Zip Code Statistics ¶

Join with client zip
Percent of zip code population employed in finanace, insurance, or real estate
Mean, median zip code household income and benefits
Mean zip code age
Mean zip code home value

2. Identification¶

My goal is to describe the relationship between each input variable and fund $f$'s T+1 cash flow; this is known as regression. For example, how will fund $f$'s T+1 cash flow change if the fund manager is praised in a Barron's article on T? These relationships are described by the $\mathbb{R^{k+1}} \rightarrow \mathbb{R}$ function that relates the T input variables $X$ to fund $f$'s T+1 cash flow $y$. However, given that the system is over-determined ($m\cdot n \cdot j > k+1$), and assuming the columns of $X$ are linearly independent (can be tested with Gram-Schmidt algorithm implementation), there is no value of $\beta$ that provides a solution.

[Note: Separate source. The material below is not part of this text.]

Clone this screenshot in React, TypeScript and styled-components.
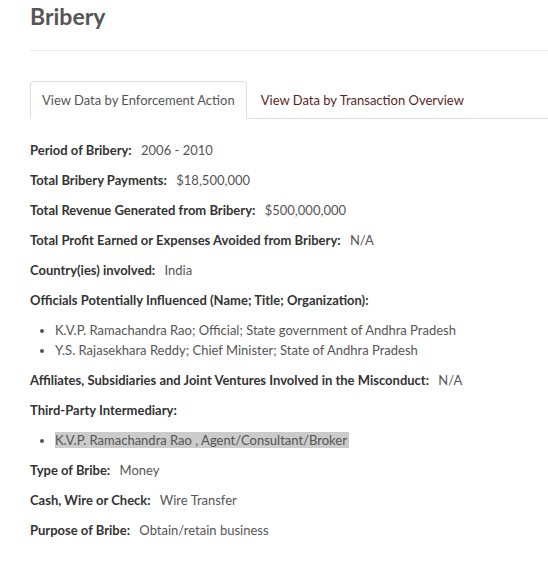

Therefore, I will use the method of least squares to find the $\beta$ parameter values that provide an approximate solution. Least squares accomplishes this by minimizing the objective function, $||r||^2 = ||X\beta - y||^2$, with $r$ known as the residual. In doing so, I am essentially finding the $k+1$-dimensional object of best fit for the set of historical data.

Least Squares¶

Least squares minimizes the objective function $f(\beta) = ||X\beta - y||^2$ by finding its gradient and setting it equal to zero:

$\nabla f(\hat{\beta}) = 2X^T (X\hat{\beta}-y) = 0$

$X^T X \hat{\beta} = X^T y$

Approximate Solution:

$\hat{\beta} = (X^{T} X)^{-1}X^T y$

$\hat{\beta}$ is the vector of parameters that minimizes the objective function above.

Regularization¶

Regularization is done to improve the performance of models on unseen data; it is particularly effective when the number of features is close to the number of observations. Shrinkage is a type of regularization $-$ I will focus on a particular shrinkage method in this section, called ridge regression. Ridge regression is very similar to ordinary least squares, in that it finds $\hat{\beta}$ that minimizes the objective function $||X\beta - y||^2 + \lambda||\beta_{1...k}||^2$. Through including the second term in the function, ridge regression "shrinks" the $\hat{\beta}$ parameters closer to zero. The degree of shrinkage is dependent on the chosen hyperparameter $\lambda$. Shrinking intends to make the model more generalizable to unseen data, and in turn ward off "overfitting" of the model to the available historical data. If the model exhibits poor performance on test data, I will implement ridge regression.

Cross Validation¶

Cross validation is a method used to test a model's stability and tune hyperparameters, such as $\lambda$ in ridge regression. Cross validation is the process of splitting the historical data into $z$ folds, iteratively fitting z models to their unique $z-1$ folds, and testing each model's accuracy on its left-out fold. This allows one to find the hyperparameter value that best performs on unseen data, and see if the parameters are stable across the $z$ models. In the event that the necessary compute is offered and/or ridge regression is used, I will implement cross validation.

3. Prediction¶

As mentioned in the Basic Structure section, the account-level T+1 cash flow predictions $c$ are summed to output the total T+1 cash flow $C$ predicted for fund $f$. To do so, I input $k$ data points associated with account $i$ and day T into the function (with estimated parameters $\hat{\beta}$), which outputs the T+1 cash flow for fund $f$ for account $i$. These outputs are then summed to get the total T+1 cash flow prediction for fund $f$.

Requirements¶

Computation¶

Given that certain asset managers have millions of clients, and many more accounts, there is a real concern that it isn't feasible for a basic desktop computer to perform this computation in a reasonable amount of time. Below, I estimate the time and space complexity of fitting the model:

Number of observations $= n \cdot j$
Number of features $ = k + 1 \approx k = n + (k-n)$, where $n >> (k-n)$
Ridge regression is approximately the same time complexity as ordinary least squares
If cross validation is implemented, the time complexity scales linearly with the number of folds

Time Complexity¶

The time complexity of least squares is approximately $O(k^3 + k^2(n \cdot j))$. Therefore, if regularization and 10-fold cross validation were implemented, the total number of operations is 10 times the above value.

Space Complexity¶

The space complexity of the least squares objective function is approximately $O(k(n \cdot j) + (n \cdot j))$

Solutions¶

Clearly, the number of features is the main driver of compute with this model, and the main driver of the number of features is the number of accounts. An action to take, that may be reasonable, is to only include accounts that meet one or more of these criteria:

Account invests in fund $f$
Account is owned by a client in the upper $x$ percentile of owned assets

To lessen compute requirements, I may also need to use a dimensionality reduction method, such as principal component analysis (PCA). However, this would eliminate any ability to interpret the relationship between the input variables and fund $f$ T+1 cash flow. Another potential solution is to do away with the account fixed effects, and only include client assets and client type; this may be the best option from a cost-benefit perspective. Despite implementing these solutions, compute through a cloud provider may still be necessary to fit this model.